6. Apparatus according to claim 5 including means for inhibiting the balance output when the total energy does not exceed the predetermined threshold level.

7. Apparatus according to claim 4 including a plurality of pulse generators to each of which is applied one of the outputs derived from the filters and the total energy detector, each pulse generator being arranged to produce an output pulse the start of which occurs only when the input to the pulse generator has been present continuously for a predetermined period of time and the end of which occurs only when the input has been absent continuously for a predetermined period of time.

14. Apparatus according to claim 13 wherein the means for storing the binary output signals includes one or more monostables.

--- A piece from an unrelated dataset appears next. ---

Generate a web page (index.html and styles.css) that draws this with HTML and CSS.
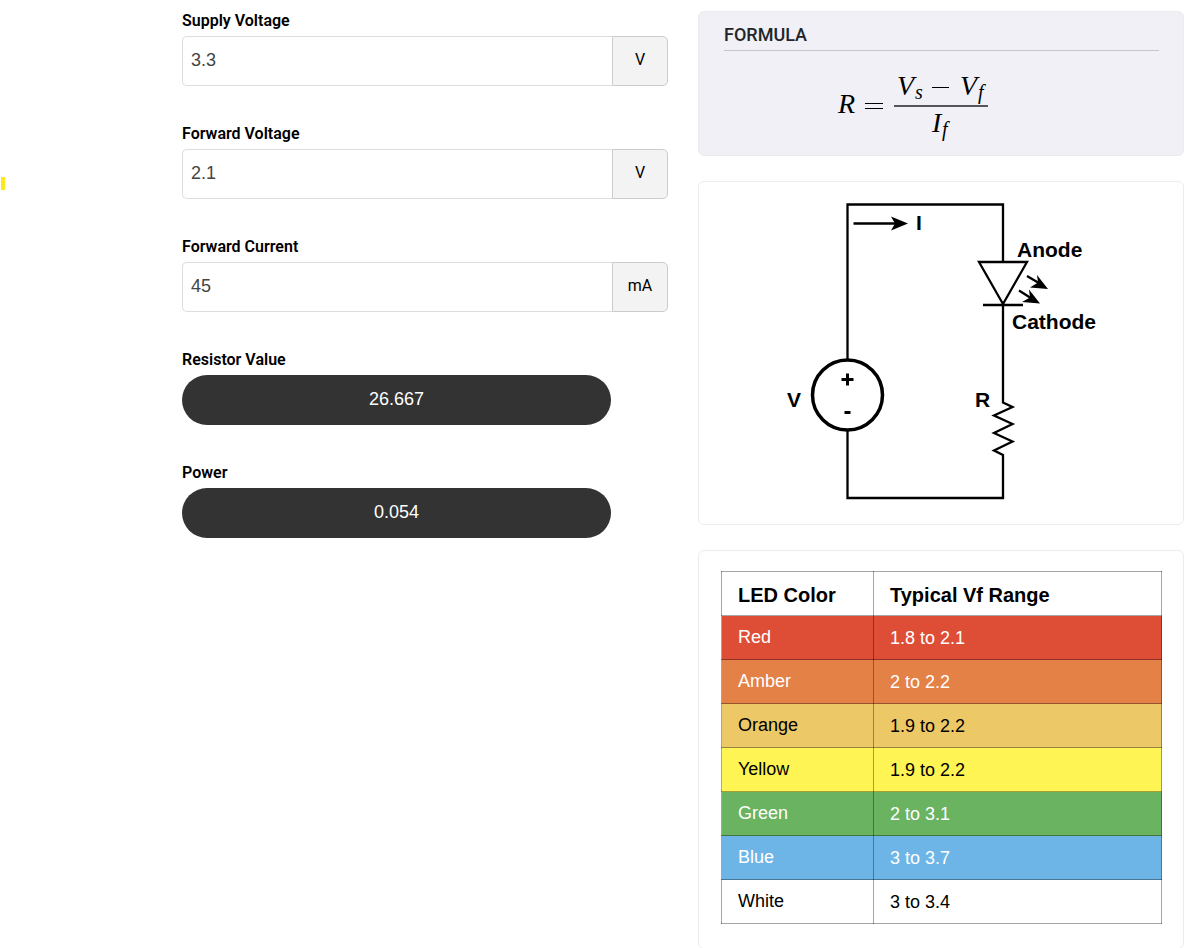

17. An automatic speech recognition apparatus in which characteristics of a coupled input waveform may be analyzed and presented in the form of binary information to determine whether a known speech word is present in the waveform to recognize that word, the apparatus comprising: means for analyzing said input waveform and providing on parallel channels analogue signals responsive to frequency and energy levels in said input waveform; means for transforming said analogue signals into binary signals and then into a series of time-ordered markers; means for marking the occurrence of sequential events which represent essential sequential properties of the binary signals; and means to store the binary signals and the markers as a bit pattern which represents both the content and order information concerning the input waveform.

18. The apparatus of claim 17 further comprising: means for determining the likelihood ratio of occurrence to nonoccurrence of the constituents of the stored pattern in comparison with a predetermined pattern; and means responsive to said ratio whereby a decision is made to recognize said word.